Gründungsväter und -mütter

„Ich bin bereit zu fahren“

1966 waren Kontakte zwischen Deutschen und Israelis keineswegs selbstverständlich und offizielle, dauerhafte Kontakte erst recht nicht. Als im Herbst 1966 der Kreisjugendring mit Jugendleiter*innen der Jugendverbände die 1. Studienreise durchführte, bestand der einzige Kontakt in der Begegnung mit den Verantwortlichen des Jugenddorfs Neurim, das im Kreis Emek Hefer liegt. 

 Als Helmut Peter, Leiter der 1. Studienreise bei dieser Begegnung mit Erzieher*innen des Jugenddorfes Hadassa Neurim die Frage stellt, ob Beziehungen denkbar seien, konnte es von israelischer Seite nur eine Antwort geben: Nein!! Die Menschen in Israel waren noch nicht bereit für Begegnungen, der Schmerz noch zu groß, angesichts des Völkermords an über 6 Millionen Juden.

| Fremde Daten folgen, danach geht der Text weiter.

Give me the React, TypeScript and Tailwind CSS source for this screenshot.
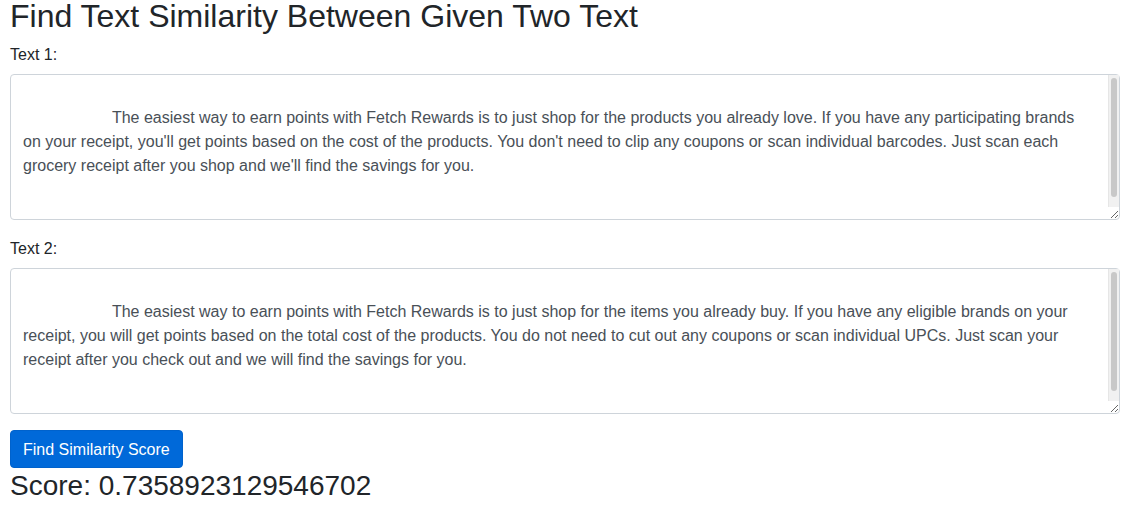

Dass es ausgerechnet eine Überlebende des Ghetto Theresienstadt und des KZ Auschwitz ist, Edna Amit,die bereit ist, ins Siegerland zu kommen, ist mehr als erstaunlich. 

 Helmut Peter, der Leiter der Studienreise, beschreibt 2006 die Situation von damals so:

„Die Stunden der Diskussion in Neurim werden die deutschen Teilnehmer wohl nie vergessen. Obwohl sie kein Wort verstehen konnten, war es greifbar, was hier so heftig diskutiert wurde. Plötzlich stand die Überlebende von Auschwitz, Edna Amit, auf und sagte auch deutsch „Ich bin bereit zu fahren“.

Ihre Bereitschaft nach Deutschland zu fahren, in das Land der Täter, kann als der Durchbruch für Kontakte ins Siegerland angesehen werden. Ohne ihre Bereitschaft wäre es bei einer Studienreise geblieben. Offiziell wurde der Kontakt zu Deutschland nicht beschlossen, aber es wurde toleriert, dass Begegnungen stattfinden sollten.

Als Edna Amit, ihr Mann Arie und der Leiter des Jugenddorfes Neurim, Abraham Neori mit seiner Frau Tirza sowie Meir Shur 1967 nach Siegen kommen, werden sie von Landrat Hermann Schmidt empfangen. Hier werden die Grundlagen für regelmäßige Beziehungen gelegt. Nach einer zweiten Studienreise des Kreisjugendringes 1968, kommt 1969 eine erste Jugendgruppe mit 33 Jugendlichen aus dem Kreis Emek Hefer nach Siegen. Im Jahr 1970 reisen erstmals Jugendliche aus dem Siegerland nach Emek Hefer in Israel.